Respon itulah yang diperlukan saat ini. Rasa syukur karena Juruselamat telah lahir, diharapkan membawa perubahan yang tak hanya tampak pada permukaan, tetapi masuk ke kedalaman. Hal itulah juga yang digemakan oleh nabi Yesaya. Nabi Yesaya berkarya saat umat berada dalam pengharapan yang terasa amat kuat. Penderitaan atas pembuangan membuat umat tak berhenti berteriak memohon pertolongan Tuhan. Namun, ketika menantikan pertolongan umat diminta tidak boleh pasif, umat harus bergerak. Nabi berseru: “Berjalanlah, berjalanlah melalui pintu-pintu gerbang, persiapkanlah jalan bagi umat, bukalah, bukalah jalan raya, singkirkanlah batu-batu, tegakkanlah panji-panji untuk bangsa-bangsa!” (Yes.62:10). Seruan ini menegaskan, bahwa umat tidak boleh hanya menuntut Tuhan melaksanakan janji-Nya, tetapi agar umat berbenah diri menyambut kehadiran-Nya yang menyelamatkan.

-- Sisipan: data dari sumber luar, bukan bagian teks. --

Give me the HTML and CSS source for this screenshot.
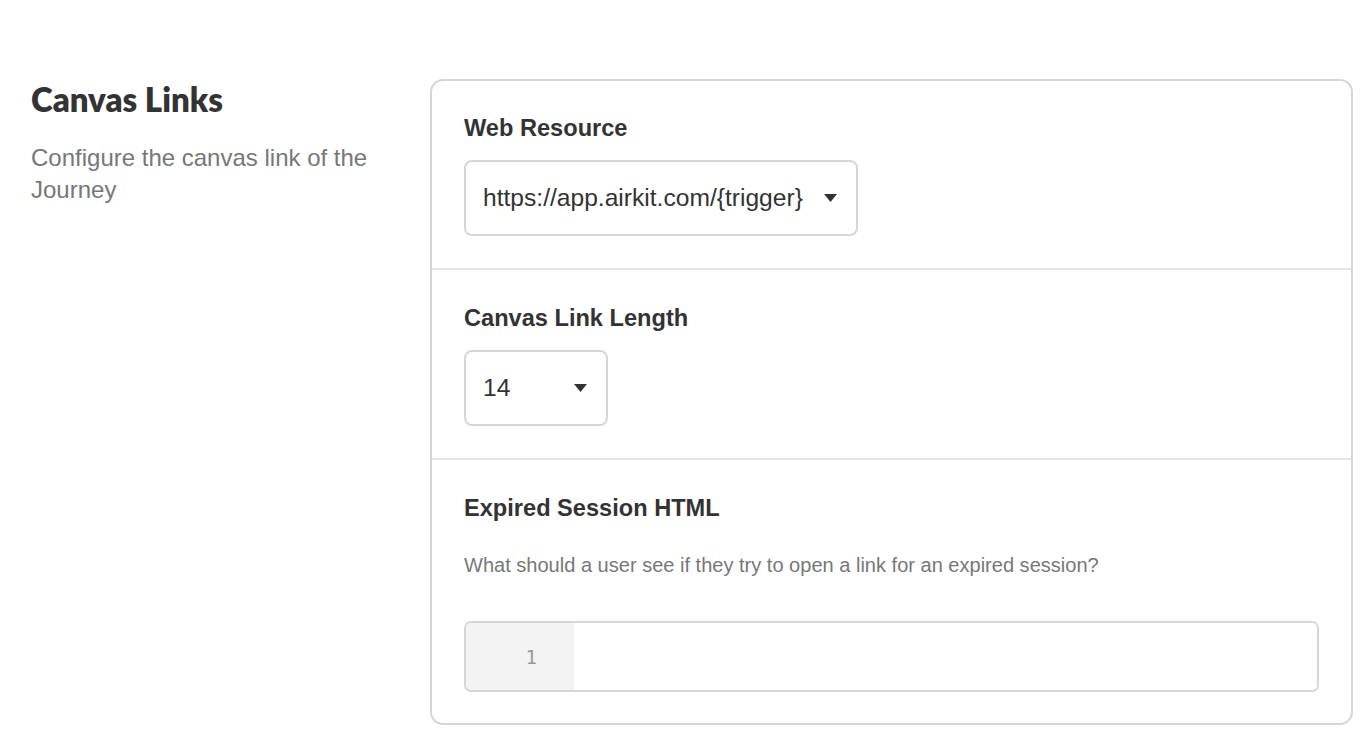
FILE: index.html
```html
<!DOCTYPE html>
<html>
<head>
<meta charset="utf-8">
<link rel="stylesheet" href="styles.css">
</head>
<body>
<div class="page">
  <aside class="intro">
    <h1 class="intro-title">Canvas Links</h1>
    <p class="intro-text">Configure the canvas link of the Journey</p>
  </aside>
  <section class="card">
    <div class="field">
      <div class="field-label">Web Resource</div>
      <div class="select select-wide">
        <span class="select-value">https://app.airkit.com/{trigger}</span>
        <svg class="caret" width="13" height="8" viewBox="0 0 13 8"><path d="M0 0 H13 L6.5 8 Z" fill="#333"/></svg>
      </div>
    </div>
    <div class="field">
      <div class="field-label">Canvas Link Length</div>
      <div class="select select-narrow">
        <span class="select-value">14</span>
        <svg class="caret" width="13" height="8" viewBox="0 0 13 8"><path d="M0 0 H13 L6.5 8 Z" fill="#333"/></svg>
      </div>
    </div>
    <div class="field">
      <div class="field-label">Expired Session HTML</div>
      <p class="field-help">What should a user see if they try to open a link for an expired session?</p>
      <div class="editor">
        <div class="gutter">1</div>
        <div class="code"></div>
      </div>
    </div>
  </section>
</div>
</body>
</html>
```

FILE: styles.css
```css
* { box-sizing: border-box; }
html, body { margin: 0; padding: 0; background: #fff; }
body { font-family: "Liberation Sans", Arial, Helvetica, sans-serif; color: #333; }

.page {
  display: flex;
  align-items: flex-start;
  padding: 79px 17px 0 31px;
}

.intro {
  width: 399px;
  flex: none;
}
.intro-title {
  margin: 2px 0 0;
  font-family: Lato, "Liberation Sans", sans-serif;
  font-weight: 800;
  font-size: 33px;
  line-height: 36px;
  color: #333;
}
.intro-text {
  margin: 25px 0 0;
  font-size: 24px;
  line-height: 32px;
  color: #777;
  width: 360px;
}

.card {
  flex: 1;
  border: 2px solid #d6d6d6;
  border-radius: 13px;
}

.field {
  padding: 32px 32px 32px 32px;
  border-top: 2px solid #e4e4e4;
}
.field:first-child { border-top: none; }
.field:not(:first-child) { padding-top: 33px; }
.field:last-child { padding-bottom: 31px; }

.field-label {
  font-weight: 700;
  font-size: 23.6px;
  line-height: 30px;
  color: #333;
}

.select {
  margin-top: 17px;
  height: 76px;
  border: 2px solid #d6d6d6;
  border-radius: 8px;
  display: flex;
  align-items: center;
  padding: 0 19px 0 17px;
  font-size: 24.6px;
  color: #333;
}
.select-value { flex: 1; white-space: nowrap; }
.select-wide { width: 394px; }
.select-narrow { width: 144px; }
.caret { flex: none; margin-left: 14px; }

.field-help {
  margin: 28px 0 0;
  font-size: 20.05px;
  line-height: 28px;
  color: #777;
}

.editor {
  margin-top: 42px;
  height: 71px;
  border: 2px solid #d6d6d6;
  border-radius: 7px;
  display: flex;
  overflow: hidden;
}
.gutter {
  width: 108px;
  background: #f3f3f3;
  display: flex;
  align-items: center;
  justify-content: flex-end;
  padding-right: 37px;
  font-family: "DejaVu Sans Mono", "Liberation Mono", monospace;
  font-size: 19px;
  color: #999;
}
.code { flex: 1; background: #fff; }
```
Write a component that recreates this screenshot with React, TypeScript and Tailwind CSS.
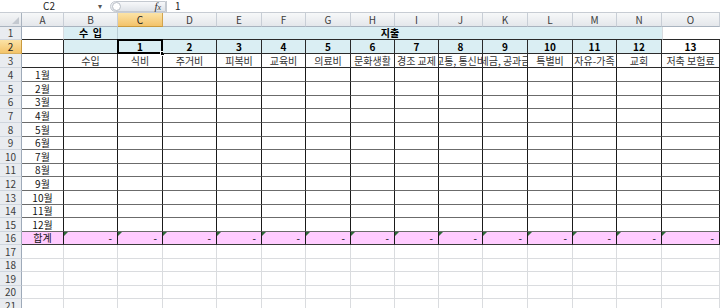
import React from "react"

const cols = ["A", "B", "C", "D", "E", "F", "G", "H", "I", "J", "K", "L", "M", "N", "O"]
const widths = [
  "w-[42px]", "w-[54px]", "w-[45px]", "w-[54px]", "w-[45px]", "w-[44px]", "w-[45px]", "w-[44px]",
  "w-[44px]", "w-[44px]", "w-[45px]", "w-[45px]", "w-[44px]", "w-[45px]", "w-[58px]",
]
const labels = ["식비", "주거비", "피복비", "교육비", "의료비", "문화생활", "경조 교제", "교통, 통신비", "세금, 공과금", "특별비", "자유-가족", "교회", "저축 보험료"]
const monthHeights = ["h-[14px]", "h-[14px]", "h-[13px]", "h-[14px]", "h-[14px]", "h-[13px]", "h-[14px]", "h-[13px]", "h-[14px]", "h-[14px]", "h-[13px]", "h-[14px]"]
const emptyHeights = ["h-[14px]", "h-[13px]", "h-[14px]", "h-[13px]", "h-[14px]"]

const font = "font-['Noto_Sans_CJK_KR','Noto_Sans',sans-serif]"

const RowHead = ({ n, h, active }: { n: number; h: string; active?: boolean }) => (
  <div
    className={`${h} w-[22px] shrink-0 flex items-center justify-center text-[10px] leading-none border-r border-b ${
      active
        ? "bg-gradient-to-b from-[#fbe3a6] to-[#f3c369] text-[#222] border-r-[#c99a3e] border-b-[#d9b163]"
        : "bg-[#e9ecf0] text-[#3c3c3c] border-r-[#9eaab9] border-b-[#cfd5dd]"
    }`}
  >
    {n}
  </div>
)

export default function App() {
  return (
    <div className={`w-[720px] h-[308px] overflow-hidden bg-white ${font} text-black select-none`}>
      {/* formula bar */}
      <div className="h-[13px] flex items-center border-b border-[#c7ccd3] text-[10px] leading-none">
        <div className="w-[98px] text-center text-[#222]">C2</div>
        <div className="w-[12px] text-[8px] text-[#555]">▾</div>
        <div className="h-[11px] w-[56px] flex items-center rounded-l-full bg-gradient-to-b from-[#f7f8fa] to-[#dfe3e8] border border-[#c4c9d0]">
          <span className="ml-[1px] w-[9px] h-[9px] rounded-full border border-[#b8bec6] bg-white" />
          <span className="ml-auto mr-[4px] italic font-['Liberation_Serif',serif] text-[11px] text-[#333]">
            f<span className="text-[8px]">x</span>
          </span>
        </div>
        <div className="w-px h-[11px] bg-[#c4c9d0]" />
        <div className="ml-[8px] text-[#222]">1</div>
      </div>

      {/* column headers */}
      <div className="flex h-[14px]">
        <div className="w-[22px] shrink-0 relative bg-gradient-to-b from-[#f5f6f7] to-[#e2e5e9] border-r border-b border-[#a9b3bf]">
          <div className="absolute right-[2px] bottom-[2px] w-0 h-0 border-l-[7px] border-l-transparent border-b-[7px] border-b-[#c3c8cf]" />
        </div>
        {cols.map((c, i) => (
          <div
            key={c}
            className={`${widths[i]} shrink-0 flex items-center justify-center text-[10px] leading-none border-r border-b ${
              c === "C"
                ? "bg-gradient-to-b from-[#fbe3a6] to-[#f3c369] text-[#222] border-r-[#d2a44e] border-b-[#c99a3e]"
                : "bg-gradient-to-b from-[#f7f8f9] to-[#e4e7eb] text-[#3c3c3c] border-r-[#c8ced6] border-b-[#a9b3bf]"
            }`}
          >
            {c}
          </div>
        ))}
      </div>

      {/* row 1 */}
      <div className="flex">
        <RowHead n={1} h="h-[13px]" />
        <div className="h-[13px] w-[42px] shrink-0 border-r border-r-[#d8dbdf] border-b border-b-[#2a2a2a]" />
        <div className="h-[13px] w-[54px] shrink-0 bg-[#daeef3] flex items-center justify-center text-[10px] font-bold leading-none border-r border-r-[#b9cdd5] border-b border-b-[#2a2a2a]">
          수&nbsp;&nbsp;입
        </div>
        <div className="h-[13px] w-[544px] shrink-0 bg-[#daeef3] flex items-center justify-center text-[10px] font-bold leading-none border-b border-b-[#2a2a2a]">
          지출
        </div>
        <div className="h-[13px] w-[58px] shrink-0 border-l border-l-[#d8dbdf] border-b border-b-[#2a2a2a]" />
      </div>

      {/* row 2 */}
      <div className="flex">
        <RowHead n={2} h="h-[14px]" active />
        <div className="h-[14px] w-[42px] shrink-0 border-r border-b border-[#2a2a2a]" />
        <div className="h-[14px] w-[54px] shrink-0 bg-[#daeef3] border-r border-b border-[#2a2a2a]" />
        {labels.map((_, i) => (
          <div
            key={i}
            className={`${widths[i + 2]} h-[14px] shrink-0 relative flex items-center justify-center text-[10px] font-bold leading-none border-r border-b border-[#2a2a2a] ${
              i === 12 ? "bg-white" : "bg-[#daeef3]"
            }`}
          >
            {i + 1}
            {i === 0 && (
              <>
                <div className="absolute -left-px -top-px -right-px -bottom-px border-2 border-black" />
                <div className="absolute -right-[3px] -bottom-[3px] w-[5px] h-[5px] bg-black border border-white" />
              </>
            )}
          </div>
        ))}
      </div>

      {/* row 3 */}
      <div className="flex">
        <RowHead n={3} h="h-[14px]" />
        <div className="h-[14px] w-[42px] shrink-0 border-r border-r-[#2a2a2a] border-b border-b-[#2a2a2a]" />
        <div className="h-[14px] w-[54px] shrink-0 flex items-center justify-center text-[10px] leading-none text-[#333] border-r border-b border-[#2a2a2a]">
          수입
        </div>
        {labels.map((l, i) => (
          <div
            key={l}
            className={`${widths[i + 2]} h-[14px] shrink-0 flex items-center justify-center overflow-hidden whitespace-nowrap text-[10px] leading-none text-[#333] border-r border-b border-[#2a2a2a]`}
          >
            {l}
          </div>
        ))}
      </div>

      {/* months */}
      {monthHeights.map((h, r) => (
        <div key={r} className="flex">
          <RowHead n={r + 4} h={h} />
          <div className={`${h} w-[42px] shrink-0 flex items-center justify-center text-[10px] leading-none text-[#111] border-r border-r-[#1a1a1a] border-b border-b-[#6b6b6b]`}>
            {r + 1}월
          </div>
          {widths.slice(1).map((w, i) => (
            <div key={i} className={`${w} ${h} shrink-0 border-r border-r-[#1a1a1a] border-b border-b-[#6b6b6b]`} />
          ))}
        </div>
      ))}

      {/* total */}
      <div className="flex">
        <RowHead n={16} h="h-[13px]" />
        <div className="h-[13px] w-[42px] shrink-0 bg-[#ffccff] flex items-center justify-center text-[10px] leading-none text-[#111] border-r border-r-[#1a1a1a] border-b border-b-[#3a3a3a]">
          합계
        </div>
        {widths.slice(1).map((w, i) => (
          <div
            key={i}
            className={`${w} h-[13px] shrink-0 relative bg-[#ffccff] flex items-center justify-end pr-[5px] text-[10px] leading-none border-r border-r-[#1a1a1a] border-b border-b-[#3a3a3a]`}
          >
            <div className="absolute left-0 top-0 w-0 h-0 border-t-[4px] border-t-[#2f6b3a] border-r-[4px] border-r-transparent" />
            -
          </div>
        ))}
      </div>

      {/* empty rows */}
      {emptyHeights.map((h, r) => (
        <div key={r} className="flex">
          <RowHead n={r + 17} h={h} />
          {widths.map((w, i) => (
            <div key={i} className={`${w} ${h} shrink-0 border-r border-b border-[#dadcdf]`} />
          ))}
        </div>
      ))}
    </div>
  )
}
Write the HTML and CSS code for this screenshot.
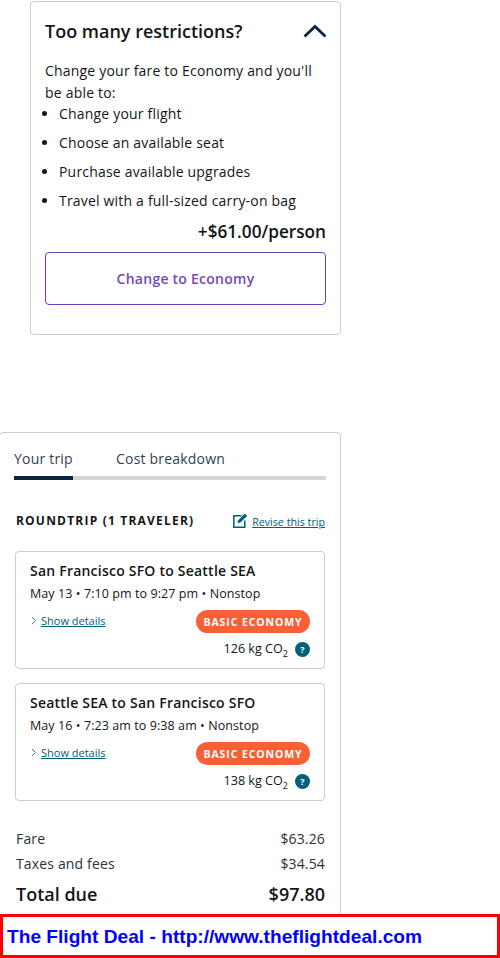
FILE: index.html
```html
<!DOCTYPE html>
<html lang="en">
<head>
<meta charset="utf-8">
<title>The Flight Deal</title>
<link rel="stylesheet" href="styles.css">
</head>
<body>
<section class="card upsell">
  <div class="upsell-head">
    <h2>Too many restrictions?</h2>
    <svg class="chev" width="24" height="14" viewBox="0 0 24 14"><path d="M1.500 12.500 12 2.500l10.500 10" fill="none" stroke="#0c2340" stroke-width="2.800"/></svg>
  </div>
  <p class="intro">Change your fare to Economy and you'll be able to:</p>
  <ul class="perks">
    <li>Change your flight</li>
    <li>Choose an available seat</li>
    <li>Purchase available upgrades</li>
    <li>Travel with a full-sized carry-on bag</li>
  </ul>
  <div class="price">+$61.00/person</div>
  <button class="change">Change to Economy</button>
</section>

<section class="card trip">
  <div class="tabs">
    <div class="tab active">Your trip</div>
    <div class="tab">Cost breakdown</div>
  </div>
  <div class="trip-head">
    <h3>ROUNDTRIP (1 TRAVELER)</h3>
    <a class="revise">
      <svg width="15" height="15" viewBox="0 0 15 15"><path d="M8.500 2.800H.8v11.400h11V7.500" fill="none" stroke="#00607a" stroke-width="1.500"/><path d="M4.500 10.200l.7-2.900L11.800.6l2.300 2.300-6.700 6.700z" fill="#00607a"/></svg>
      <span>Revise this trip</span>
    </a>
  </div>

  <article class="flight">
    <h4>San Francisco SFO to Seattle SEA</h4>
    <p class="times">May 13 • 7:10 pm to 9:27 pm • Nonstop</p>
    <div class="flight-row">
      <a class="details"><svg width="6" height="9" viewBox="0 0 6 9"><path d="M1 1l3.500 3.500L1 8" fill="none" stroke="#3f8397" stroke-width="1"/></svg><span>Show details</span></a>
      <span class="badge">BASIC ECONOMY</span>
    </div>
    <div class="co2"><span>126 kg CO<sub>2</sub></span><i class="help">?</i></div>
  </article>

  <article class="flight">
    <h4>Seattle SEA to San Francisco SFO</h4>
    <p class="times">May 16 • 7:23 am to 9:38 am • Nonstop</p>
    <div class="flight-row">
      <a class="details"><svg width="6" height="9" viewBox="0 0 6 9"><path d="M1 1l3.500 3.500L1 8" fill="none" stroke="#3f8397" stroke-width="1"/></svg><span>Show details</span></a>
      <span class="badge">BASIC ECONOMY</span>
    </div>
    <div class="co2"><span>138 kg CO<sub>2</sub></span><i class="help">?</i></div>
  </article>

  <div class="costs">
    <div class="cost"><span>Fare</span><span>$63.26</span></div>
    <div class="cost"><span>Taxes and fees</span><span>$34.54</span></div>
    <div class="cost total"><span>Total due</span><span>$97.80</span></div>
  </div>
</section>

<div class="banner">The Flight Deal - http://www.theflightdeal.com</div>
</body>
</html>
```

FILE: styles.css
```css
* { box-sizing: border-box; }
html, body { margin: 0; padding: 0; }
body {
  width: 500px;
  height: 958px;
  overflow: hidden;
  position: relative;
  background: #fff;
  font-family: "Open Sans", sans-serif;
  color: #131617;
}
h2, h3, h4, p, ul { margin: 0; padding: 0; }
.card {
  border: 1px solid #cbcdce;
  border-radius: 4px;
  background: #fff;
}
.upsell {
  margin: 1px 0 0 30px;
  width: 311px;
  height: 334px;
  padding: 13px 14px 0;
}
.upsell-head {
  display: flex;
  justify-content: space-between;
  align-items: center;
  height: 32px;
  margin-bottom: 13px;
}
.upsell-head h2 { font-size: 18px; font-weight: 600; line-height: 32px; }
.chev { margin-top: -1px; margin-right: -1px; }
.intro { font-size: 14px; line-height: 21.500px; letter-spacing: 0.200px; padding-right: 8px; }
.perks { list-style: disc; padding-left: 14px; font-size: 14px; letter-spacing: 0.190px; }
.perks li { line-height: 21px; margin-bottom: 8px; }
.price {
  text-align: right;
  font-size: 17.200px;
  font-weight: 600;
  line-height: 22px;
  margin-top: 10px;
}
.change {
  display: block;
  width: 100%;
  height: 53px;
  margin-top: 9px;
  background: #fff;
  border: 1px solid #6b3fb5;
  border-radius: 4px;
  font: 600 14px "Open Sans", sans-serif;
  letter-spacing: 0.250px;
  color: #7548b8;
}
.trip {
  margin: 97px 0 0 -1px;
  width: 342px;
  height: 560px;
  padding: 0 14px;
}
.tabs {
  display: flex;
  gap: 43px;
  border-bottom: 4px solid #d4d5d0;
  height: 47px;
}
.tab {
  font-size: 14px;
  line-height: 20px;
  letter-spacing: 0.200px;
  padding-top: 16px;
  color: #33424f;
  height: 47px;
}
.tab.active { border-bottom: 4px solid #0c2340; width: 59px; white-space: nowrap; }
.trip-head {
  display: flex;
  justify-content: space-between;
  align-items: center;
  margin: 28px 1px 0 0;
  height: 26px;
  padding-left: 2px;
}
.trip-head h3 { font-size: 12px; font-weight: 700; letter-spacing: 1.200px; line-height: 26px; margin-top: 0; }
.revise { display: flex; align-items: center; gap: 4px; font-size: 10.700px; color: #00607a; margin-top: 1px; }
.revise svg { margin-top: -3px; }
.revise span, .details span { text-decoration: underline; }
.flight {
  border: 1px solid #cbcdce;
  border-radius: 4px;
  width: 310px;
  height: 118px;
  margin: 17px 0 0 1px;
  padding: 9px 14px 0 14px;
}
.flight + .flight { margin-top: 14px; }
.flight h4 { font-size: 14px; font-weight: 600; line-height: 20px; letter-spacing: 0.220px; }
.times { font-size: 12.500px; line-height: 18px; margin-top: 4px; letter-spacing: 0.080px; }
.flight-row {
  display: flex;
  justify-content: space-between;
  align-items: center;
  height: 23px;
  margin-top: 7px;
}
.details { display: flex; align-items: center; gap: 4px; font-size: 11px; color: #00607a; margin-top: -2px; margin-left: 1px; }
.badge {
  background: #f96035;
  color: #fff;
  font-size: 10.500px;
  font-weight: 700;
  letter-spacing: 0.900px;
  line-height: 24px;
  height: 23px;
  width: 114px;
  text-align: center;
  border-radius: 12px;
}
.co2 {
  display: flex;
  justify-content: flex-end;
  align-items: center;
  gap: 7px;
  margin-top: 7px;
  font-size: 12.600px;
  line-height: 18px;
}
.co2 sub { font-size: 9px; line-height: 0; }
.help {
  width: 15px;
  height: 15px;
  border-radius: 50%;
  background: #00607a;
  color: #fff;
  font-style: normal;
  font-weight: 700;
  font-size: 9px;
  line-height: 15px;
  text-align: center;
}
.costs { margin: 28px 0 0 1px; width: 310px; padding-left: 1px; }
.cost {
  display: flex;
  justify-content: space-between;
  font-size: 14px;
  letter-spacing: 0.150px;
  line-height: 20px;
  margin-bottom: 5px;
  color: #2b3238;
}
.cost.total {
  font-size: 18px;
  letter-spacing: 0;
  font-weight: 600;
  line-height: 24px;
  margin-top: 8px;
  color: #131617;
}
.banner {
  position: absolute;
  left: 0;
  top: 914px;
  width: 500px;
  height: 44px;
  border: 3px solid #ff0000;
  background: #fff;
  color: #0000ff;
  font-family: "Liberation Sans", Arial, sans-serif;
  font-weight: 700;
  font-size: 19.150px;
  line-height: 40px;
  padding-left: 4px;
}
```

Tindakan umat yang mengimani keselamatan sudah datang (Yes. 62:11) adalah dengan menunjukkan lewat gaya hidup yang membebaskan. Bukan kegembiraan ala minuman bersoda, yang hanya sesaat sifatnya. Kegembiraan Natal bukanlah untuk menunjukkan kehebatan kita. Memperlihatkan superioritas agama karena keselamatan telah dihadirkan melalui kelahiran Yesus. Titus mengingatkan, itu semua adalah anugerah, karena rahmat-Nya oleh permandian kelahiran kembali dan oleh pembaruan yang dikerjakan oleh Roh Kudus (Titus 3:5) Pemberian cuma-cuma; dan bukan karena hebatnya manusia! Justru karena itu, rasa syukur karena keselamatan yang dikerjakan Yesus pada kita membuat kita hidup dalam kegembiraan dalam sukacita.
Kegembiraan dan sukacita itu bukan hanya ditujukan buat kita, tetapi juga buat dunia ini; buat mereka yang terbuang. Banyak orang membutuhkan kekuatan dan pengharapan. Sudahkah Natal kita dengan sadar menyapa mereka?